▶ _Task statement_: Write out each line from the data below that includes the word "components".

* * * * * * *

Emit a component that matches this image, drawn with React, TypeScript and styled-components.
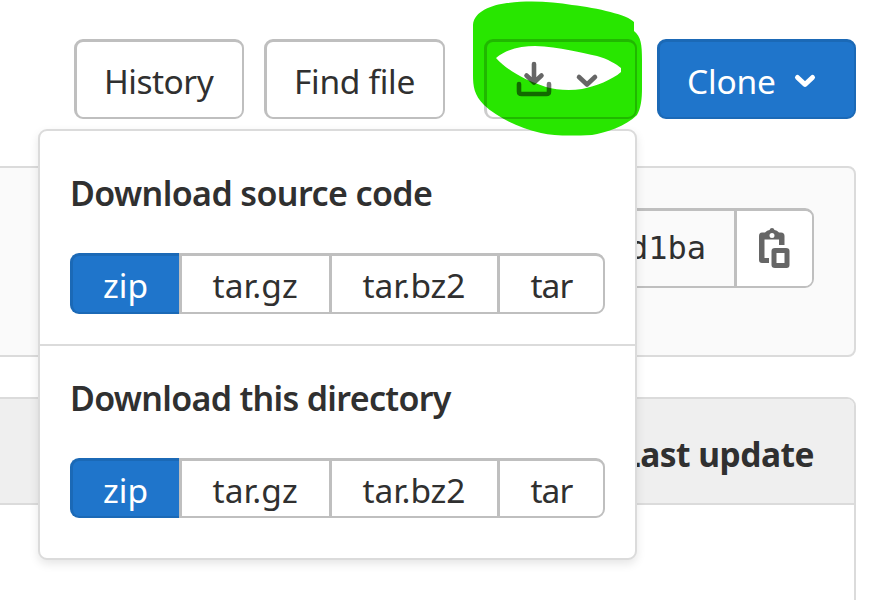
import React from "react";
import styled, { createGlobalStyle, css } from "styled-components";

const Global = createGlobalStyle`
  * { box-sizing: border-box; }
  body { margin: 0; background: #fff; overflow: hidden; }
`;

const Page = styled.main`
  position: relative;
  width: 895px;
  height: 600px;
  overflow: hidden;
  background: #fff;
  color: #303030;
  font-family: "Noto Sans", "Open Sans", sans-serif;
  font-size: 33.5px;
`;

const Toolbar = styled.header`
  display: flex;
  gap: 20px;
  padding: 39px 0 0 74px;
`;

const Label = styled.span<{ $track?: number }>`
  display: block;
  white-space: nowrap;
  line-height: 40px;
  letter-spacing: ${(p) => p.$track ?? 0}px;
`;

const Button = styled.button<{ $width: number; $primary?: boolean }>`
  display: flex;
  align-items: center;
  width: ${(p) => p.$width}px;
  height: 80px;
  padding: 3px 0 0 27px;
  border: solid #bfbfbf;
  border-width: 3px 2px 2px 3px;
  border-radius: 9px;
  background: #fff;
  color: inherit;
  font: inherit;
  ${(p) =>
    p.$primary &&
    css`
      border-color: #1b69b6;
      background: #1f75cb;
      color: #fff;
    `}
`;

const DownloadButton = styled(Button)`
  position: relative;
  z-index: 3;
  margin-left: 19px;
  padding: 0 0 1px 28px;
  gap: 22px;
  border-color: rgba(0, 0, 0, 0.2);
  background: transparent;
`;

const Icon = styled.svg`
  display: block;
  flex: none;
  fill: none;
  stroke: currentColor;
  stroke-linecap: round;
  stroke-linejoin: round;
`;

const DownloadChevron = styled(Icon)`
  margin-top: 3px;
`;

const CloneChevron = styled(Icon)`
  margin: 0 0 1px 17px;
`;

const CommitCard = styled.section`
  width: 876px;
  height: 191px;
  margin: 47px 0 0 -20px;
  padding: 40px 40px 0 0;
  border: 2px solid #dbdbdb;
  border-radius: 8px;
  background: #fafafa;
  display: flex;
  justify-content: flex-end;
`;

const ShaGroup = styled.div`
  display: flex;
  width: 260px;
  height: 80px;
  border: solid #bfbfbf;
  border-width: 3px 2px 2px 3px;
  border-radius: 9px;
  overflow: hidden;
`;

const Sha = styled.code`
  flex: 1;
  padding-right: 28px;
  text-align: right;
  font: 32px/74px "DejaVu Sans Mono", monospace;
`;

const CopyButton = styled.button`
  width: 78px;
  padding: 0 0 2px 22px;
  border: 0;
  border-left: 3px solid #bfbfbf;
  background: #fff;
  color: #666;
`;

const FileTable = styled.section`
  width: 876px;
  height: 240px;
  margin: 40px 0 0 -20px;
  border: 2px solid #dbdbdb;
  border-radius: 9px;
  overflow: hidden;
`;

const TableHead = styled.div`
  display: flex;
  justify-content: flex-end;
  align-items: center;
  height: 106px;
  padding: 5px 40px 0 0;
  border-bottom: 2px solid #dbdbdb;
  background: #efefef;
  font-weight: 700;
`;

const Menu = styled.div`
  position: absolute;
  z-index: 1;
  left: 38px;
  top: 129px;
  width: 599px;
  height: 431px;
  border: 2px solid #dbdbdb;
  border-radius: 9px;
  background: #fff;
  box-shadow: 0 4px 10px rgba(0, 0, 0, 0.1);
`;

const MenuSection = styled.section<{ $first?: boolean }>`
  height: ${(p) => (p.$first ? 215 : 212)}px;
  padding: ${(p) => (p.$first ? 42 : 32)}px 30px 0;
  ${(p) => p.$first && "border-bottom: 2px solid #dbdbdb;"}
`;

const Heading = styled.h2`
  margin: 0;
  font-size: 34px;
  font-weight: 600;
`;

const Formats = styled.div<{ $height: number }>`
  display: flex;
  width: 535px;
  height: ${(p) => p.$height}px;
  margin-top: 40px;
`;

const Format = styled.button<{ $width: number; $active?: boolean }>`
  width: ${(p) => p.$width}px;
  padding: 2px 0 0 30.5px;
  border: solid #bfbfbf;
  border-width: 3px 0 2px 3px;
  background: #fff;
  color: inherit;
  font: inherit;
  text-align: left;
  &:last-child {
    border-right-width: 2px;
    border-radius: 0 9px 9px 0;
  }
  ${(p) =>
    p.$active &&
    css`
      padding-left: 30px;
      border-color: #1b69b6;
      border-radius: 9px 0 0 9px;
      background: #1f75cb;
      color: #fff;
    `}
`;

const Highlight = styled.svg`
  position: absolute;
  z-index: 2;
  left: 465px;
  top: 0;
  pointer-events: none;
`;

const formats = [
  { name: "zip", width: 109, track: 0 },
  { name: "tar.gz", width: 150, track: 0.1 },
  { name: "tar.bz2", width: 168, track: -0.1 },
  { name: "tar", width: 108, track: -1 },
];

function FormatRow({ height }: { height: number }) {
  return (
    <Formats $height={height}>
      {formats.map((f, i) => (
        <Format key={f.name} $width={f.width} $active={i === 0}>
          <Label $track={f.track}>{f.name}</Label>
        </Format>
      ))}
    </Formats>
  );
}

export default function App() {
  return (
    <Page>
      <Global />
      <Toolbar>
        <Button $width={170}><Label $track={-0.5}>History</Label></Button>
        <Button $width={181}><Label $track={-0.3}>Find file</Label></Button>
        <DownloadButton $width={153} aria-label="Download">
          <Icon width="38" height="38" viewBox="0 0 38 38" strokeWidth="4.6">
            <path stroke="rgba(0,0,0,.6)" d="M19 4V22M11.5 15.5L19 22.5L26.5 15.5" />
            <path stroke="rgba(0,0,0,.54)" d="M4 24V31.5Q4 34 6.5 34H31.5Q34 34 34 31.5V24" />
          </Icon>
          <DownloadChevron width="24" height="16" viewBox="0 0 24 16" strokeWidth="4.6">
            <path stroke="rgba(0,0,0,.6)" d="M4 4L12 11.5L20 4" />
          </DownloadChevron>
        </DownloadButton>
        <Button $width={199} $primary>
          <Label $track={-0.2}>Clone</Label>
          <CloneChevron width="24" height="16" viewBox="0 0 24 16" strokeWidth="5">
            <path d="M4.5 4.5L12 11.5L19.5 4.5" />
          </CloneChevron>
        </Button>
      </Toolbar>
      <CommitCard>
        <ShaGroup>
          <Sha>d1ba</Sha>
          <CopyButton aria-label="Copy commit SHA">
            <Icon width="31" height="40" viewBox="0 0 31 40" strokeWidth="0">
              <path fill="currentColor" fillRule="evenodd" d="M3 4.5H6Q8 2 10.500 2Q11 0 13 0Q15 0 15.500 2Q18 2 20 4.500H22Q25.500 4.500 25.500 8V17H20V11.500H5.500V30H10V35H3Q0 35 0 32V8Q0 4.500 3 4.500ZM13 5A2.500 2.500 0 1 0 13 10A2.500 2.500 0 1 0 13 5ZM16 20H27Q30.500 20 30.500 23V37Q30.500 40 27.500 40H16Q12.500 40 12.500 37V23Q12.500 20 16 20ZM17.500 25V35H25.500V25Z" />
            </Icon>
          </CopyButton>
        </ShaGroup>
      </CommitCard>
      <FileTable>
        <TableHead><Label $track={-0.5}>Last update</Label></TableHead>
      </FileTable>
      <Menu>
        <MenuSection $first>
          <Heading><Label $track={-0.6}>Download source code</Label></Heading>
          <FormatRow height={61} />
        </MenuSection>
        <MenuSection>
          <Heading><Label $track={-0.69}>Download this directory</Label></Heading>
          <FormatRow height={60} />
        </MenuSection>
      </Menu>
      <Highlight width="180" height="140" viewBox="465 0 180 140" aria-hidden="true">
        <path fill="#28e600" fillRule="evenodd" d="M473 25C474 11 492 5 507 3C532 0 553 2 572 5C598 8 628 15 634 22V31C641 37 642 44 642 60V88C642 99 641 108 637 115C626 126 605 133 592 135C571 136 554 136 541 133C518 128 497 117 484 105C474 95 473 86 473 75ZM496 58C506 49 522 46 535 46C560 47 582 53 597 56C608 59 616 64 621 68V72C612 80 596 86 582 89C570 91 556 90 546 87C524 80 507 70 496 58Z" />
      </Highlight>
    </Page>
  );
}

* * * * * * *

▶ _Solution for this problem_:
Emit a component that matches this image, drawn with React, TypeScript and styled-components.
import styled, { createGlobalStyle, css } from "styled-components";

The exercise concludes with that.